- Every Wednesday from 10 p.m. to midnight, host Christof Migone would tantalize listeners with radio specific events such as “Body Map,” in which a reclining body was transposed onto a map of Montreal and people phoned in to discover which part of the body they resided on.
- An exploration of contemporary sound and live improvisation hosted by a collective of Montreal sound artists. As Claude Schryer, a member of the collective, described it: “a show of absurd improvised live electronics.”
- CKUT is commissioned to produce sound works to be aired at sunrise, about the sunrise, for the festival.
- “An International Festival of Radio Fart and Theory” (1991) brings together sound and radio artists from around the world including Gregory Whitehead whose radio piece “We All Scream Alone” asks callers to give their best scream. One of the weirdest pieces of radio you’ll ever hear.
- Live on-air baptisms, exorcisms, hymns, stories, ranting, choir action, and homemade instruments make this show the perfect antidote to AM talk radio.
- CKUT joins the Radia network which links radio art-friendly stations throughout the world.
- A live radio art transmission mash of storytelling, music and sound art. The audience enters the box (a canopy of fabric) and is surrounded by the sounds of radio.
- A Dada joke setting January 17 as art’s birthday has become an unofficial radio art holiday. CKUT begins celebrating the birth of art in 2007 by hosting a party and producing art for the event.
- Kathy Kennedy’s choral piece, “a long hmm,” is broadcast on CKUT as one hundred people march up St Laurent with radios hmming along.
- Every other Wednesday Marc Montanchez leads a workshop where people can learn to bend and transform any sound making circuit to their liking.
- On Mondays from 2 to 3 p.m. this show presents sound and radio art focused on a specific theme. Anyone interested in producing for the show can drop in on meetings which happen Tuesday at 12 p.m. in the CKUT building at 3647 University.

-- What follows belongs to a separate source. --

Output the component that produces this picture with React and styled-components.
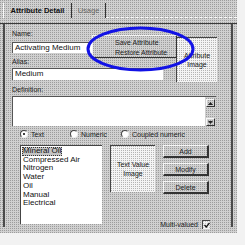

Chances are that if you tune in to CKUT 90.3 FM there won’t be any Lady Gaga playing. No offence to pop culture, it’s just that the station prides itself upon providing an alternative to the commercial radio that dominates the FM dial. Instead, you’re much more likely to encounter the sounds of a field recording or a local band. Although this doesn’t distinguish CKUT from most other campus and community radio stations, the role that the station has played – and continues to play – in the development of a sound and radio art scene in Montreal is unique.

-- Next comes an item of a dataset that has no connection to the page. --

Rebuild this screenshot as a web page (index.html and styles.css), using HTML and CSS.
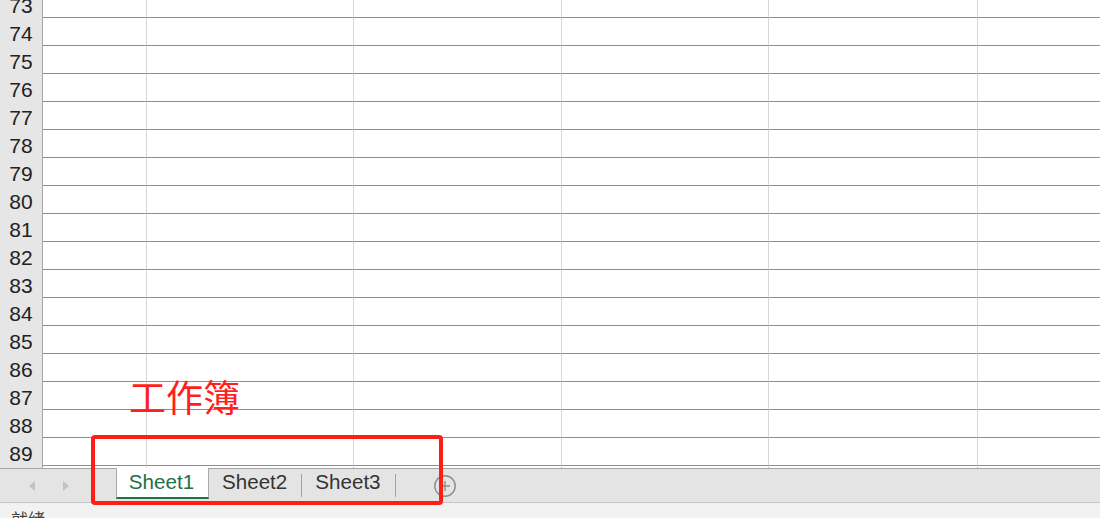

Since 1987, when McGill acquired an FM license for the station, CKUT has been a hub for Montreal-based sound art, and has helped to define the relatively new genre of radio art. In the early nineties, under the guidance of a talented production coordinator, Christof Migone, the station gave radio hosts the opportunity to explore the possibilities of radio as an artistic medium. As opposed to presenting spoken word and musical pieces in a straightforward fashion, many hosts took up a more performative approach. Improvisation and listener participation were encouraged. For example, a few of the old- timers at the station fondly remember a live potluck where the whole station had an on-air dinner party in the studio. Another time, invitations were sent in the mail and posted in the classified sections of Montreal newspapers for listeners to call in to the station and describe themselves. This kind of art-making utilized the radio as a live collaborative device, and came to be known as radio art.

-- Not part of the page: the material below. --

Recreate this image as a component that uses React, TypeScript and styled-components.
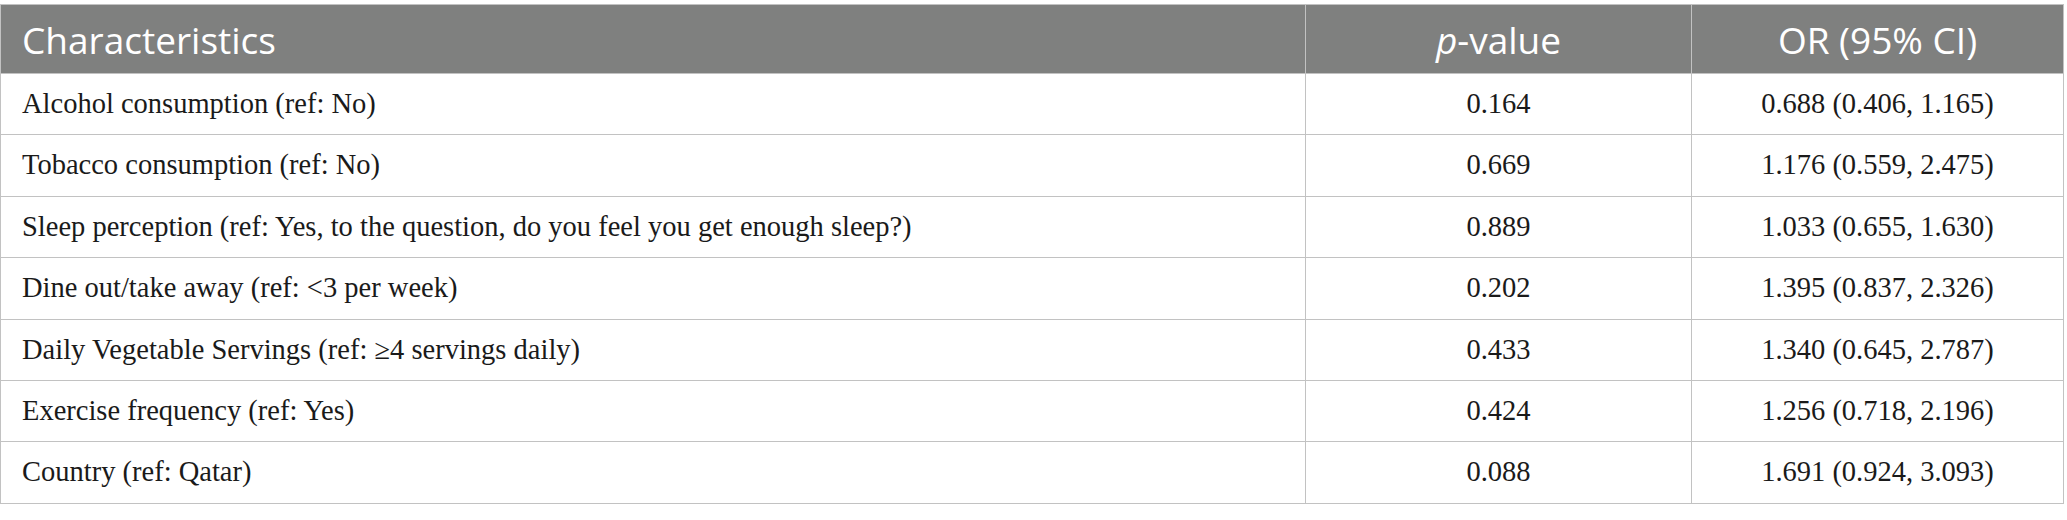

CKUT continues in this tradition today and is active in Montreal’s sound art community, collaborating with different sound artists such as Kathy Kennedy and Emmanuel Madan, who have their own sound art projects. Events like the “Magic Sound Box” (see 7) invite listeners to experience radio as a live performance and give sound artists the chance to air their works on the FM. Madan’s 59 second show “A Series of Broadcasts Addressing the Limitlessness of Time,” which aired weekly through 2006-07, confronted the regimented nature of time in radio transmission by playing a sound that could last a second or years. Becoming a member of the Radia network (see 6) further solidified CKUT’s commitment to radio art.
The focus on live transmission and spontaneity distinguishes radio art from other forms of sound art. At the same time, it also necessitates that radio art be ephemeral. Hardly any of the performances and improvisations aired on CKUT in the nineties remain. Claude Schryer, one of the hosts of electroacoustic show “Sons D’espirit,” (see 2) recently burnt 80 per cent of his archives in a ritualistic cleansing. Even today, the station only keeps show archives for a few months, after that, they disappear. You’ve got to listen to the radio to hear radio art, so turn on CKUT FM.